Reaching out for help is important. Are there people that you can reach out to for help? Are there responsible adults who you feel would listen to you? Do you have a friend that you can talk to for support?
Counseling is a good way to talk through things that are bothering you to work them out in a healthy way. If you want to change your behavior, this would be a good thing to try.
There may be counseling services offered at your school. Often they are offered for free and are completely anonymous, and at least they can be a responsible adult who will listen to you and help you work through things. Your doctor can also help you to get counseling.
I find it hard to tell people about problems (i'm quite shy in real life).
In my opinion, you should at least try a counselor. They are completely confidential, and they are there to listen to you, and they are trained to listen to you... they can be easier to talk to then anyone else.
You are talking to us about problems, it is just as easy to talk to a counselor. The counselor will be better trained than we are... and will be in a better position to be truly helpful.
@maxdancona Well I don't have enough time to see a counseller because of revision+hobbies and I do have a best friend but she just says ignore them (the people who bully me) but that doesn't work. I find it hard talking to teachers (because i'm shy in real life) is there any way I could get over my shyness so I could talk to teachers?
It takes effort to make positive changes in your life. There are a few things you can do; I think talking to a counselor is a good place to start. But, all of them will take time and a bit of effort. If you aren't ready to do this, than that is fine... but please keep it in mind.

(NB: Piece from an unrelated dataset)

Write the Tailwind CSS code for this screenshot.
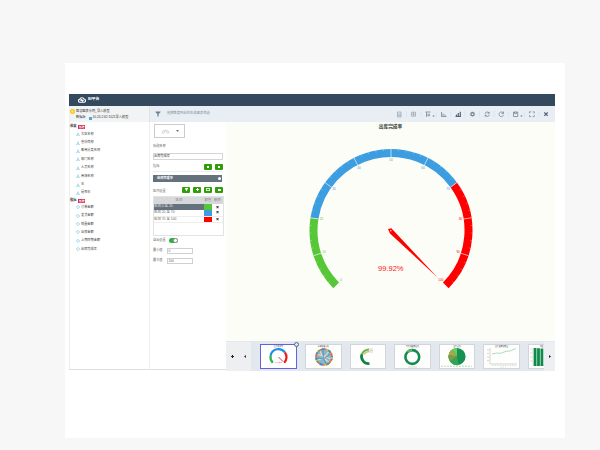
<!DOCTYPE html>
<html lang="zh-CN">
<head>
    <meta charset="UTF-8">
    <meta name="viewport" content="width=device-width, initial-scale=1.0">
    <title>出库完成率</title>
    <script src="https://cdn.jsdelivr.net/npm/@tailwindcss/browser@4"></script>
</head>
<body class="bg-[#f7f7f7] w-[600px] h-[450px] overflow-hidden pl-[65px] pt-[63px] font-['Liberation_Sans','Noto_Sans_CJK_SC',sans-serif] text-[4.4px] leading-none text-[#555]">
    <div class="w-[500px] h-[375px] bg-white pl-1 pt-[31px]">
        <div class="w-[486px] h-[276px] flex flex-col border-b border-[#dcdfe2] whitespace-nowrap">
            <header class="h-3 shrink-0 bg-[#34495e] flex items-center pl-[9px] gap-[2px] text-white font-bold text-[3.8px]">
                <svg class="w-2 h-[6px]" viewBox="0 0 16 12" fill="none" stroke="white" stroke-width="2.4"><path d="M4 10.5a3 3 0 0 1-.3-6A4.5 4.5 0 0 1 12 4a3.3 3.3 0 0 1 .5 6.5z"/><path d="M5 7.5l2-2 2 2.5 2-2"/></svg>
                <span>BI平台</span>
            </header>

            <div class="flex flex-1 min-h-0">
                <!-- Field list -->
                <aside class="w-[80px] shrink-0 border-l border-[#eee]">
                    <div class="h-4 bg-[#f2f3f4] pt-[2px] text-[3.2px] text-[#333]">
                        <div class="flex items-center h-[7px] gap-[1px]"><span class="w-[5px] h-[5px] rounded-full border border-[#f2b90c] bg-[#ffe34d]"></span>智慧图表示例_导入模型</div>
                        <div class="flex items-center h-[6px] pl-[6px]">数据源<span class="ml-[3px] mr-[1px] w-[3px] h-[3px] bg-[#4aa8e0]"></span>10.24.2.62:1521导入模型</div>
                    </div>
                    <div class="flex items-center h-2 pt-[1px] gap-[1px] font-bold text-[3.2px] text-[#333]">维度<span class="w-[7px] h-[4px] ml-[1px] bg-[#d6224c] text-white text-[2.8px] leading-[4px] text-center">新增</span></div>
                    <ul id="dims"></ul>
                    <div class="flex items-center h-[6px] pt-[1px] gap-[1px] font-bold text-[3.2px] text-[#333]">指标<span class="w-[7px] h-[4px] ml-[1px] bg-[#d6224c] text-white text-[2.8px] leading-[4px] text-center">新增</span></div>
                    <ul id="measures"></ul>
                </aside>

                <div class="flex-1 flex flex-col min-w-0">
                    <!-- Toolbar -->
                    <div class="h-4 shrink-0 bg-[#e8eef4] flex items-center border-l border-[#dde3e8] text-[#87929d]">
                        <svg class="w-[6px] h-[6px] ml-[5px]" viewBox="0 0 12 12" fill="#6f8294"><path d="M1 1h10v1.5L7.3 6v5H4.7V6L1 2.500z"/></svg>
                        <span class="ml-[6px] text-[3.3px]">拖拽维度到此处生成图表筛选</span>
                        <svg class="ml-auto mr-1 w-[157px] h-4 shrink-0" viewBox="394 106 157 16" fill="none" stroke="#778693" stroke-width=".8">
                            <g stroke="#d5dce3" stroke-width=".5"><path d="M406.500 111v6M421 111v6M436.500 111v6M450.500 111v6M465 111v6M479.500 111v6M494 111v6M508.500 111v6M524.500 111v6M539 111v6"/></g>
                            <path stroke="#a1abb4" d="M397.500 112h3.500v5h-3.500zM398 114h3M398 115.500h3"/>
                            <path stroke="#a1abb4" d="M411.500 112.200h4v4h-4zM413.500 112v4M411.500 114.200h4"/>
                            <path d="M425.500 112h5M426.500 112v5M429 113.500v3M427 115h3"/><path fill="#778693" stroke="none" d="M432.300 115.500h2.500l-1.200 1.400z"/>
                            <path d="M441.500 112v4.500h5M443 113.500v2.500M445 114.500v1.500"/>
                            <path stroke="#53677a" d="M455.500 116.500h5.500M456.500 116v-1.500M458.300 116v-3M460.300 116v-4.200" stroke-width="1.200"/>
                            <circle cx="472.500" cy="114.200" r="1.600" stroke="#6b7885" stroke-width="1.100"/><circle cx="472.500" cy="114.200" r="2.300" stroke="#6b7885" stroke-width=".5" stroke-dasharray=".7 .9"/>
                            <path d="M485 113.800a2.200 2.200 0 0 1 4-.8M489.400 114.600a2.200 2.200 0 0 1-4 .8M489.200 111.800v1.500h-1.500M485.200 116.700v-1.500h1.500"/>
                            <path d="M503.300 113a2.300 2.300 0 1 0 .3 1.800M503.500 111.500v2h-2"/>
                            <path d="M513.500 112h4.200v4.500h-4.200zM514.500 112v1.500h2v-1.500"/><path fill="#778693" stroke="none" d="M520.200 115.500h2.500l-1.200 1.400z"/>
                            <path d="M529.500 113.300v-1.500h1.500M532.700 111.800h1.500v1.500M529.500 115.200v1.500h1.500M532.700 116.700h1.500v-1.500"/>
                            <path stroke="#566675" stroke-width="1.200" d="M544.300 112.500l3.400 3.400M547.700 112.500l-3.400 3.400"/>
                        </svg>
                    </div>

                    <div class="flex flex-1 min-h-0">
                        <!-- Chart settings -->
                        <section class="w-[77px] shrink-0 border-l border-[#eee] px-[3px] pt-[2px] text-[3.2px] text-[#666]">
                            <div class="ml-[1px] w-[31px] h-[14px] border border-[#ccc] flex items-center justify-center gap-[6px]">
                                <svg class="w-[9px] h-[6px]" viewBox="0 0 18 12" fill="none" stroke="#aaa"><path d="M2 11a7 7 0 1 1 14 0M5 11a4 4 0 1 1 8 0"/></svg>
                                <svg class="w-[3px] h-[2px]" viewBox="0 0 3 2"><path d="M0 0h3L1.500 2z" fill="#777"/></svg>
                            </div>
                            <div class="h-[4px] mt-[7px]">标题名称</div>
                            <div class="mt-[4px] w-[70px] h-[7px] border border-[#d5d5d5] leading-[5px] text-[#333]">出库完成率</div>
                            <div class="flex items-center justify-between w-[70px] h-[7px] mt-[3px]">指标
                                <span class="flex gap-[3px]"><i class="w-2 h-[6px] rounded-[1px] bg-[#2f9e08] flex items-center justify-center"><b class="size-[2px] bg-white"></b></i><i class="w-2 h-[6px] rounded-[1px] bg-[#2f9e08] flex items-center justify-center"><b class="size-[2px] bg-white"></b></i></span>
                            </div>
                            <div class="mt-[1px] mb-[3px] w-[70px] h-0 border-b border-[#eee]"></div>
                            <div class="w-[69px] h-[7px] bg-[#66717e] text-white font-bold flex items-center justify-between pl-1 pr-[1px]">出库完成率<span class="size-[3px] rounded-full bg-white"></span></div>
                            <div class="flex items-center justify-between w-[70px] h-[7px] mt-[4px]"><span class="pt-1">区间设置</span>
                                <span class="flex gap-[3px]">
                                    <i class="w-2 h-[6px] rounded-[1px] bg-[#2f9e08] flex items-center justify-center"><svg class="size-[3px]" viewBox="0 0 3 3" fill="white"><path d="M0 0h3v1L2 2v1H1V2L0 1z"/></svg></i>
                                    <i class="w-2 h-[6px] rounded-[1px] bg-[#2f9e08] flex items-center justify-center"><svg class="size-[3px]" viewBox="0 0 3 3"><path d="M1.500 0v3M0 1.500h3" stroke="white"/></svg></i>
                                    <i class="w-2 h-[6px] rounded-[1px] bg-[#2f9e08] flex items-center justify-center"><b class="w-[4px] h-[3px] border border-white/80"></b></i>
                                    <i class="w-2 h-[6px] rounded-[1px] bg-[#2f9e08] flex items-center justify-center"><b class="w-[3px] h-[2px] bg-white"></b></i>
                                </span>
                            </div>
                            <div class="mt-[3px] w-[71px] h-[40px] border border-[#e3e3e3] text-[3.4px]">
                                <div class="grid grid-cols-[50px_8px_11px] h-[6.5px] bg-[#d7d8da] items-center text-center text-[#888]"><span>区间</span><span>颜色</span><span>删除</span></div>
                                <div class="grid grid-cols-[50px_8px_11px] h-[6.5px] bg-[#66717e] text-[#e8e8e8] items-center"><span>区间 0 至 20</span><span class="h-full bg-[#56c837]"></span><span class="bg-white h-full leading-[6px] text-center text-black text-[5px] font-bold">×</span></div>
                                <div class="grid grid-cols-[50px_8px_11px] h-[6.500px] items-center border-b border-[#eee]"><span>区间 20 至 70</span><span class="h-full bg-[#3c9ee0]"></span><span class="text-center text-black text-[5px] font-bold">×</span></div>
                                <div class="grid grid-cols-[50px_8px_11px] h-[6.500px] items-center border-b border-[#eee]"><span>区间 70 至 100</span><span class="h-full bg-[#ff0000]"></span><span class="text-center text-black text-[5px] font-bold">×</span></div>
                            </div>
                            <div class="flex items-center mt-[1px] h-[7px]">自动设置<span class="ml-[3px] w-[9px] h-[5px] rounded-full bg-[#27b33e] flex justify-end items-center"><b class="size-[5px] rounded-full bg-white border-[.5px] border-[#999]"></b></span></div>
                            <div class="flex items-center mt-[4px] h-[6px]">最小值<span class="ml-[4px] w-[26px] h-[6px] border border-[#d0d0d0] leading-[4px] pl-[1px]">0</span></div>
                            <div class="flex items-center mt-[4px] h-[6px]">最大值<span class="ml-[4px] w-[26px] h-[6px] border border-[#d0d0d0] leading-[4px] pl-[1px]">100</span></div>
                        </section>

                        <div class="flex-1 flex flex-col min-w-0">
                            <main class="h-[219px] shrink-0 bg-[#fcfdf6]">
                                <svg class="w-[329px] h-[219px]" viewBox="226 122 329 219">
                                    <text x="390.500" y="128.200" text-anchor="middle" font-size="4.700" font-weight="bold" fill="#2c3e36">出库完成率</text>
                                    <g id="gauge"></g>
                                    <path d="M388 229l3.300-.8 2.200 2.300L437.500 277.500 390 233.500z" fill="#ff0000"/>
                                    <circle cx="390.800" cy="230.700" r=".7" fill="white"/>
                                    <text x="390.800" y="271.300" text-anchor="middle" font-size="7.500" fill="#ff1020">99.92%</text>
                                </svg>
                            </main>

                            <!-- Chart strip -->
                            <footer class="flex-1 flex items-center bg-[#e3e8ef] pt-[1px]">
                                <div class="w-[25px] h-full shrink-0 bg-[#eeeff1] flex items-center justify-between px-[5px] mr-[9px]">
                                    <svg class="size-[3px]" viewBox="0 0 3 3"><path d="M1.500 0v3M0 1.500h3" stroke="#222"/></svg>
                                    <svg class="w-[2px] h-[3px]" viewBox="0 0 2 3"><path d="M2 0v3L0 1.500z" fill="#333"/></svg>
                                </div>
                                <div class="flex gap-[8px] w-[284px] shrink-0 overflow-hidden py-[2px]">
                                    <div class="relative shrink-0 w-[37px] h-[25px] border border-[#6260e6] bg-white">
                                        <svg class="size-full" viewBox="0 0 35 23" fill="none" stroke-width="2.200">
                                            <text x="17.500" y="2.300" text-anchor="middle" font-size="1.900" fill="#444" stroke="none">出库完成率</text>
                                            <path d="M11.800 17.700a8 8 0 0 1-2.200-7" stroke="#2fb34a"/><path d="M9.600 10.700a8 8 0 0 1 14.300-3.400" stroke="#1f8fe0"/><path d="M23.900 7.300a8 8 0 0 1-.7 10.400" stroke="#f01818"/>
                                            <path d="M17.500 12l4.500 4.500" stroke="#f01818" stroke-width=".9"/><text x="17.500" y="17.700" text-anchor="middle" font-size="2.200" fill="#f01818" stroke="none">99.92%</text>
                                        </svg>
                                        <span class="absolute -right-[3px] -top-[3px] size-[5px] rounded-full border border-[#5b6e80] bg-[#dce8ef]"></span>
                                    </div>
                                    <div class="shrink-0 w-[37px] h-[25px] border border-[#d2d6dc] bg-[#fefefc]">
                                        <svg class="size-full" viewBox="0 0 35 23" fill="none">
                                            <text x="17.500" y="2.300" text-anchor="middle" font-size="1.900" fill="#444">客商销售分析</text>
                                            <circle cx="18" cy="12" r="7.400" fill="#80b9d0"/>
                                            <path d="M11 9q8 3 14 5M14 6q3 8 9 11M23 6q-5 8-11 9" stroke="#efd5bd" stroke-width="1.200"/><path d="M11 13q8 2 13-4M17 5q-1 8 3 14" stroke="#4b91bd" stroke-width=".9"/>
                                            <circle cx="18" cy="12" r="8" stroke="#e36a55" stroke-width="1.700"/><circle cx="18" cy="12" r="8" stroke="#3b8cca" stroke-width="1.700" stroke-dasharray="3 4"/><circle cx="18" cy="12" r="8" stroke="#e8c93d" stroke-width="1.700" stroke-dasharray="2 8"/><circle cx="18" cy="12" r="8" stroke="#56ad67" stroke-width="1.700" stroke-dasharray="2 10" stroke-dashoffset="5"/>
                                        </svg>
                                    </div>
                                    <div class="shrink-0 w-[36px] h-[25px] border border-[#d2d6dc] bg-[#fefefc]">
                                        <svg class="size-full" viewBox="0 0 34 23" fill="none">
                                            <path d="M18.500 18.500A7 7 0 0 1 11 9" stroke="#11844c" stroke-width="2.600"/><path d="M10.800 9.500A8 8 0 0 1 18 4.500" stroke="#6eae56" stroke-width="2"/><path d="M13 9.500A6 6 0 0 1 18.500 6.500" stroke="#c6cf72" stroke-width="1.500"/>
                                            <path d="M18.500 4h3.500M18.500 5.500h3.500M18.500 7h3.500" stroke="#bbb" stroke-width=".6"/>
                                        </svg>
                                    </div>
                                    <div class="shrink-0 w-[37px] h-[25px] border border-[#d2d6dc] bg-[#fefefc]">
                                        <svg class="size-full" viewBox="0 0 35 23" fill="none">
                                            <text x="17.500" y="2.300" text-anchor="middle" font-size="1.900" fill="#444">年度销售额占比</text>
                                            <circle cx="17.300" cy="12" r="6.900" stroke="#168a50" stroke-width="2.600"/><path d="M12.500 7.200A6.900 6.900 0 0 1 17 5.100" stroke="#52b96c" stroke-width="2.600"/><path d="M13 22h9" stroke="#b5d6bf" stroke-width=".7"/>
                                        </svg>
                                    </div>
                                    <div class="shrink-0 w-[36px] h-[25px] border border-[#d2d6dc] bg-[#fefefc]">
                                        <svg class="size-full" viewBox="0 0 34 23">
                                            <text x="17" y="2.300" text-anchor="middle" font-size="1.900" fill="#444">出库占比</text>
                                            <circle cx="17" cy="11.500" r="8.600" fill="#159150"/><path d="M17 11.500L18.500 20A8.600 8.600 0 0 1 10 16.600z" fill="#36a257"/><path d="M17 11.500L10 16.600A8.600 8.600 0 0 1 8.500 10z" fill="#769e42"/><path d="M17 11.500L8.500 10A8.600 8.600 0 0 1 12 4.400z" fill="#b0a54a"/><path d="M17 11.500L12 4.400A8.600 8.600 0 0 1 17 2.900z" fill="#60d060"/>
                                            <path d="M1 21.200h31" stroke="#9ccaa8" stroke-width=".7" stroke-dasharray="2 1"/>
                                        </svg>
                                    </div>
                                    <div class="shrink-0 w-[37px] h-[25px] border border-[#d2d6dc] bg-[#fefefc]">
                                        <svg class="size-full" viewBox="0 0 35 23" fill="none">
                                            <text x="17.500" y="2.300" text-anchor="middle" font-size="1.900" fill="#444">出库金额趋势图</text>
                                            <path d="M6 3v16h27M3 5h2M3 8.500h2M3 12h2M3 15.500h2" stroke="#b7bdba" stroke-width=".6"/><path d="M8 9l5-1 4 .3 5-2 4-.3 6-2.500" stroke="#9ed0ad" stroke-width=".8"/><path d="M8 20.500h24M16 22h6" stroke="#cbd2ce" stroke-width=".6" stroke-dasharray="1.500 1"/>
                                        </svg>
                                    </div>
                                    <div class="shrink-0 w-4 h-[25px] border-y border-l border-[#d2d6dc] bg-[#fefefc]">
                                        <svg class="size-full" viewBox="0 0 15 23">
                                            <text x="11" y="2.300" font-size="1.800" fill="#444">销售</text>
                                            <path d="M4 3v17h11" fill="none" stroke="#bbb" stroke-width=".5"/><path d="M1 4h2M1 8h2M1 12h2M1 16h2" stroke="#bbb" stroke-width=".5"/>
                                            <path d="M4.700 3h2.800v18H4.700zM8.100 3.200h2.800v17.800H8.100zM11.500 3.500h2.800v17.500h-2.800z" fill="#0d8a4c"/>
                                        </svg>
                                    </div>
                                </div>
                                <div class="flex-1 h-full bg-[#eeeff2] flex items-center pl-[5px]">
                                    <svg class="w-[2px] h-[3px]" viewBox="0 0 2 3"><path d="M0 0v3L2 1.500z" fill="#222"/></svg>
                                </div>
                            </footer>
                        </div>
                    </div>
                </div>
            </div>
        </div>
    </div>

    <script>
        const dims = ['大区名称', '省份简称', '客商分类名称', '部门名称', '人员名称', '商场名称', '年', '是否年'];
        const measures = ['订单金额', '发货金额', '销量金额', '出库金额', '上期同期金额', '出库完成率'];

        const row = (icon, label) => `<li class="h-[8.4px] flex items-center pl-[6px] gap-[1px] text-[3.2px] text-[#444]">
            <svg class="size-1 shrink-0" viewBox="0 0 8 8" fill="none" stroke="#6bbde4" stroke-width="1.3">${icon}</svg>${label}</li>`;

        document.getElementById('dims').innerHTML = dims.map(d => row('<path d="M4 1v2L1.500 7M4 3l2.500 4M1 7h2M5 7h2"/>', d)).join('');
        document.getElementById('measures').innerHTML = measures.map(m => row('<path d="M4 .7L7.300 4 4 7.300.7 4z"/>', m)).join('');

        // Gauge runs from 225deg to -45deg
        const cx = 391, cy = 230.5;
        const point = (value, r) => {
            const a = (225 - value * 2.7) * Math.PI / 180;
            return [(cx + r * Math.cos(a)).toFixed(2), (cy - r * Math.sin(a)).toFixed(2)];
        };
        const bands = [[0, 20, '#56c837'], [20, 70, '#3c9ee0'], [70, 100, '#ff0000']];
        let out = '';
        for (const [from, to, color] of bands) {
            out += `<path d="M${point(from, 77.5)}A77.5 77.5 0 0 1 ${point(to, 77.5)}" fill="none" stroke="${color}" stroke-width="8"/>`;
        }
        for (let v = 2; v < 100; v += 2) {
            const major = v % 10 === 0;
            out += `<path d="M${point(v, major ? 73.5 : 79.5)}L${point(v, 81.5)}" stroke="white" stroke-width="${major ? .7 : .4}" opacity="${major ? .9 : .6}"/>`;
        }
        for (let v = 0; v <= 100; v += 10) {
            const [x, y] = point(v, 70.5);
            const color = v <= 20 ? '#56c837' : v <= 70 ? '#3c9ee0' : '#ff0000';
            out += `<text x="${x}" y="${+y + 1}" text-anchor="middle" font-size="3" fill="${color}">${v}</text>`;
        }
        document.getElementById('gauge').innerHTML = out;
    </script>
</body>
</html>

I don't think that talking to teachers will help very much. A typical teacher has 120 or more students during the day, they won't be able to give you much individual attention. They can enforce discipline in their class (if there is something happening in their class by all means tell them). But there isn't much else they can do. Their primary job is to teach. That is why schools have counselors.
Ohhh Dear... Dont worry these are just small problem.. When you grow old then these bullies you will miss a lot .. anyway dear if they are bullying you then you think deeply what things you doing in your behavior that allowing them to do so .. Control that . speak less .. think before you react on bullying .... Have a patience dear ...All Problems are temporary. you will overcome them soon..
I take it that some of your peers feel that you don't fit in? (I ask because a percentage of people tend to behave poorly around those that don't fit in)
There are a number of paths you can choose from:
1. Reporting matters to the school / counsellor: This is a short term, stop gap measure.
2. Learn how to be assertive: There are courses on this, books on this, and failing that, I'm sure there is quite a bit on youtube and the net in general. Learning such a skill will serve you well for your whole life
3. Work on being less shy: this is work for a shy person, and quite possible. It's done one small step at a time, knowing you'll make mistakes, and knowing that you'll learn from each one. Learning how to make mistakes, (and not beat yourself up about them - we all make mistakes, we are human) and learning from your mistakes...will also serve you well for the rest of your life.
4. Work out what you like about yourself, and go about building/growing on that. Learning how to find value in who you are (ie self-worth) will enhance your happiness, and just as importantly, will reduce your need to lash out when angry. This too will enhance your life.
Just a small note: other than 1, these take work (ie. you won't necessarily see results straight away) - and even without immediate results... they are very well worth the journey. Your life will be better for learning these things.
This will sound weird, but start going to church, get some counseling. Counselors would love to help a recovering bully.